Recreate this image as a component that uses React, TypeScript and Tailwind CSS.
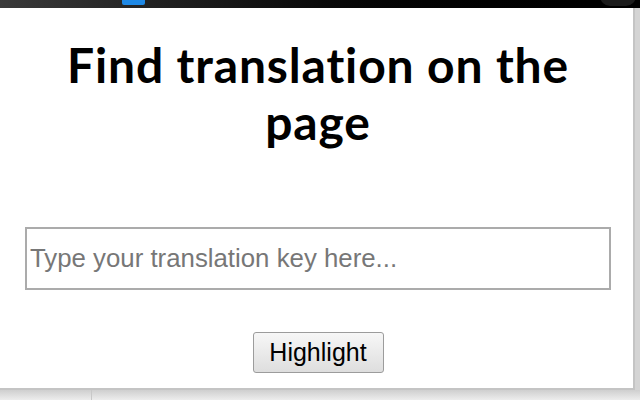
export default function App() {
  return (
    <div className="w-[640px] h-[400px] flex flex-col bg-[#e6e6e6] overflow-hidden">
      {/* browser toolbar edge */}
      <div className="relative h-[8px] shrink-0 bg-gradient-to-r from-[#3a3a3a] via-[#0a0a0a] to-black">
        <div className="absolute left-[122px] top-0 w-[23px] h-[5px] rounded-b-[2px] bg-[#1e88e5]" />
        <div className="absolute right-[4px] -top-[14px] w-[36px] h-[20px] rounded-full bg-[#1c1c1c]" />
      </div>

      <div className="flex h-[382px] shrink-0">
        <div className="w-[635px] h-full pl-[3px] bg-white border-r-2 border-b-2 border-[#c4c4c4] flex flex-col items-center">
          <h1 className="mt-[28px] text-center text-[48px] leading-[57px] font-bold text-black tracking-[0.85px] font-['Lato','Noto_Sans',sans-serif]">
            Find translation on the
            <br />
            page
          </h1>
          <input
            type="text"
            placeholder="Type your translation key here..."
            className="mt-[77px] w-[586px] h-[63px] border-2 border-[#ababab] px-[3px] text-[25.8px] text-black placeholder:text-[#777] outline-none font-['Liberation_Sans',Arial,sans-serif]"
          />
          <button className="mt-[42px] w-[131px] h-[41px] rounded-[3px] border border-[#9c9c9c] bg-gradient-to-b from-[#f7f7f7] to-[#dedede] text-[25px] text-black font-['Liberation_Sans',Arial,sans-serif]">
            Highlight
          </button>
        </div>
        <div className="flex-1 bg-[#d4d4d4]" />
      </div>

      <div className="flex flex-1 bg-gradient-to-b from-[#cfcfcf] to-[#ededed]">
        <div className="w-[92px] border-r border-[#c8c8c8]" />
      </div>
    </div>
  );
}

■ **WHAT TO PRODUCE**:
Every line above should be returned word for word, with the pictures left behind.

■ **FINAL RESULT**:
Recreate this image as a component that uses React, TypeScript and Tailwind CSS.
export default function App() {
  return (
    <div className="w-[640px] h-[400px] flex flex-col bg-[#e6e6e6] overflow-hidden">
      {/* browser toolbar edge */}
      <div className="relative h-[8px] shrink-0 bg-gradient-to-r from-[#3a3a3a] via-[#0a0a0a] to-black">
        <div className="absolute left-[122px] top-0 w-[23px] h-[5px] rounded-b-[2px] bg-[#1e88e5]" />
        <div className="absolute right-[4px] -top-[14px] w-[36px] h-[20px] rounded-full bg-[#1c1c1c]" />
      </div>

      <div className="flex h-[382px] shrink-0">
        <div className="w-[635px] h-full pl-[3px] bg-white border-r-2 border-b-2 border-[#c4c4c4] flex flex-col items-center">
          <h1 className="mt-[28px] text-center text-[48px] leading-[57px] font-bold text-black tracking-[0.85px] font-['Lato','Noto_Sans',sans-serif]">
            Find translation on the
            <br />
            page
          </h1>
          <input
            type="text"
            placeholder="Type your translation key here..."
            className="mt-[77px] w-[586px] h-[63px] border-2 border-[#ababab] px-[3px] text-[25.8px] text-black placeholder:text-[#777] outline-none font-['Liberation_Sans',Arial,sans-serif]"
          />
          <button className="mt-[42px] w-[131px] h-[41px] rounded-[3px] border border-[#9c9c9c] bg-gradient-to-b from-[#f7f7f7] to-[#dedede] text-[25px] text-black font-['Liberation_Sans',Arial,sans-serif]">
            Highlight
          </button>
        </div>
        <div className="flex-1 bg-[#d4d4d4]" />
      </div>

      <div className="flex flex-1 bg-gradient-to-b from-[#cfcfcf] to-[#ededed]">
        <div className="w-[92px] border-r border-[#c8c8c8]" />
      </div>
    </div>
  );
}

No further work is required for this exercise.